RIKER: I didn't believe these simulations could be this real.

DATA: Much of it is real, sir. If the transporters can convert our bodies to an energy beam, then back to the original pattern...

RIKER: Yes, of course. And these rocks and vegetations have much simpler patterns.

DATA: Correct, sir.

This was further expanded upon within the Star Trek: The Next Generation Technical Manual.

The Holodeck utilizes two main subsystems, the holographic imagery subsystem and the matter conversion subsystem. The holographic imagery subsection creates the realistic background environments. The matter conversion subsystem creates physical "props" from the starship's central raw matter supplies. Under normal conditions, a participant in a Holodeck simulation should not be able to detect differences between a real object and a simulated one.

The Holodeck also generates remarkably lifelike recreations of humanoids or other lifeforms. Such animated characters are composed of solid matter arranged by transporter-based replicators and manipulated by highly advanced computer-driven tractor beams. The results are exceptionally realistic "puppets", which exhibit behaviours almost exactly like those of living beings, depending on software limits. Transporter-based matter replication is, of course, incapable of duplicating an actual living being.

Objects created on the Holodeck that are pure holographic images cannot be removed from the Holodeck, even if they appear to possess physical reality because of the focused forcebeam imagery. Objects created by replicator matter conversion do have physical reality and can indeed be removed from the Holodeck, even though they will no longer be under computer control.

When a holodeck program is ended, any real matter created by that program, and still present within the holodeck, is presumably converted back into energy by the matter conversion subsystem. (The same apparently does not apply to matter which is no longer in the holodeck when the program is ended, as was the case when Picard left a holodeck with a lipstick mark on his face in "The Big Goodbye".)

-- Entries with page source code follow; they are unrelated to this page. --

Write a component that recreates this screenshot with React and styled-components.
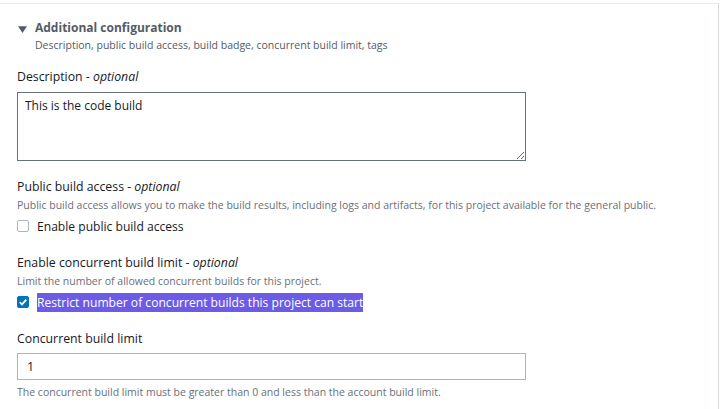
import styled, { createGlobalStyle } from "styled-components";

const GlobalStyle = createGlobalStyle`
  html, body {
    margin: 0;
    padding: 0;
    background: #ffffff;
  }
  body {
    padding-top: 3px;
    font-family: "Open Sans", "Liberation Sans", sans-serif;
    color: #16191f;
  }
`;

const App = () => {
  return (
    <>
      <GlobalStyle />
      <Panel>
        <Header>
          <Caret viewBox="0 0 8 6">
            <path d="M0 0 L8 0 L4 6 Z" fill="#545b64" />
          </Caret>
          <HeaderText>
            <Title>Additional configuration</Title>
            <Subtitle>
              Description, public build access, build badge, concurrent build limit, tags
            </Subtitle>
          </HeaderText>
        </Header>

        <Field $top={15}>
          <Label>
            Description - <em>optional</em>
          </Label>
          <TextArea defaultValue="This is the code build" />
        </Field>

        <Field $top={17}>
          <Label>
            Public build access - <em>optional</em>
          </Label>
          <Hint>
            Public build access allows you to make the build results, including logs and
            artifacts, for this project available for the general public.
          </Hint>
          <CheckRow>
            <Box />
            <CheckText>Enable public build access</CheckText>
          </CheckRow>
        </Field>

        <Field $top={18}>
          <Label>
            Enable concurrent build limit - <em>optional</em>
          </Label>
          <Hint>Limit the number of allowed concurrent builds for this project.</Hint>
          <CheckRow>
            <Box $checked>
              <svg width="10" height="10" viewBox="0 0 10 10">
                <path
                  d="M1.8 5.2 L4 7.4 L8.3 2.6"
                  fill="none"
                  stroke="#ffffff"
                  strokeWidth="1.8"
                />
              </svg>
            </Box>
            <CheckText $selected>Restrict number of concurrent builds this project can start</CheckText>
          </CheckRow>
        </Field>

        <Field $top={18}>
          <Label>Concurrent build limit</Label>
          <Input defaultValue="1" />
          <Help>
            The concurrent build limit must be greater than 0 and less than the account build limit.
          </Help>
        </Field>
      </Panel>
    </>
  );
};

const Panel = styled.div`
  box-sizing: border-box;
  width: 719px;
  height: 406px;
  border-top: 1px solid #eaeded;
  border-right: 1px solid #d5dbdb;
  padding: 0 0 0 17px;
  display: flex;
  flex-direction: column;
`;

const Header = styled.div`
  display: flex;
  align-items: flex-start;
  gap: 8px;
  padding-top: 15px;
`;

const Caret = styled.svg`
  width: 9px;
  height: 7px;
  margin-top: 7px;
  margin-left: 1px;
`;

const HeaderText = styled.div`
  display: flex;
  flex-direction: column;
`;

const Title = styled.div`
  font-size: 12px;
  font-weight: 700;
  line-height: 18px;
  color: #545b64;
`;

const Subtitle = styled.div`
  font-size: 10.5px;
  line-height: 16px;
  color: #545b64;
`;

const Field = styled.div`
  display: flex;
  flex-direction: column;
  margin-top: ${(p) => p.$top}px;
`;

const Label = styled.div`
  font-size: 12.3px;
  line-height: 18px;
  color: #16191f;

  em {
    font-style: italic;
  }
`;

const Hint = styled.div`
  font-size: 10.5px;
  line-height: 15px;
  margin-top: 2px;
  color: #687078;
`;

const TextArea = styled.textarea`
  box-sizing: border-box;
  width: 509px;
  height: 69px;
  margin-top: 6px;
  padding: 4px 7px;
  border: 1px solid #687078;
  border-radius: 0;
  font-family: "Open Sans", "Liberation Sans", sans-serif;
  font-size: 12px;
  line-height: 18px;
  color: #16191f;
  resize: vertical;
  outline: none;
`;

const CheckRow = styled.label`
  display: flex;
  align-items: center;
  gap: 8px;
  margin-top: 3px;
  height: 20px;
`;

const Box = styled.span`
  box-sizing: border-box;
  width: 12px;
  height: 12px;
  border-radius: 2px;
  border: 1px solid ${(p) => (p.$checked ? "#0073bb" : "#aab7b8")};
  background: ${(p) => (p.$checked ? "#0073bb" : "#ffffff")};
  display: flex;
  align-items: center;
  justify-content: center;
`;

const CheckText = styled.span`
  font-size: 12.1px;
  line-height: 19px;
  color: ${(p) => (p.$selected ? "#ffffff" : "#16191f")};
  background: ${(p) => (p.$selected ? "#6b5be6" : "transparent")};
`;

const Input = styled.input`
  box-sizing: border-box;
  width: 509px;
  height: 27px;
  margin-top: 5px;
  padding: 0 9px;
  border: 1px solid #aab7b8;
  font-family: "Open Sans", "Liberation Sans", sans-serif;
  font-size: 12.5px;
  color: #16191f;
  outline: none;
`;

const Help = styled.div`
  font-size: 10.5px;
  line-height: 16px;
  margin-top: 4px;
  color: #687078;
`;

export default App;
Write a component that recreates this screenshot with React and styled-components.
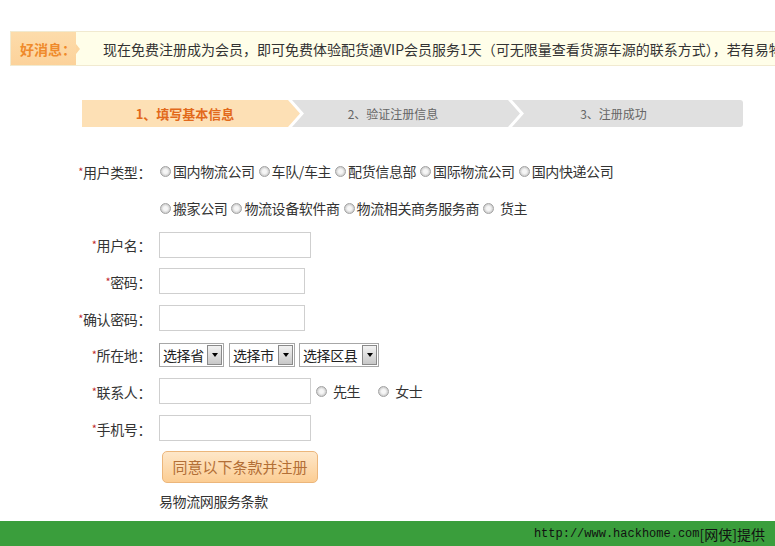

This isn't presented as something that could endanger real people when a holodeck is functioning normally, as we've seen programs ended with people still inside holodecks on multiple occasions. However, if a holodeck is malfunctioning -- as was the case during "The Big Goodbye" -- perhaps there's a risk that real people within a holodeck could be dematerialised if a program is summarily aborted from the outside. This is apparently what Wesley was concerned about.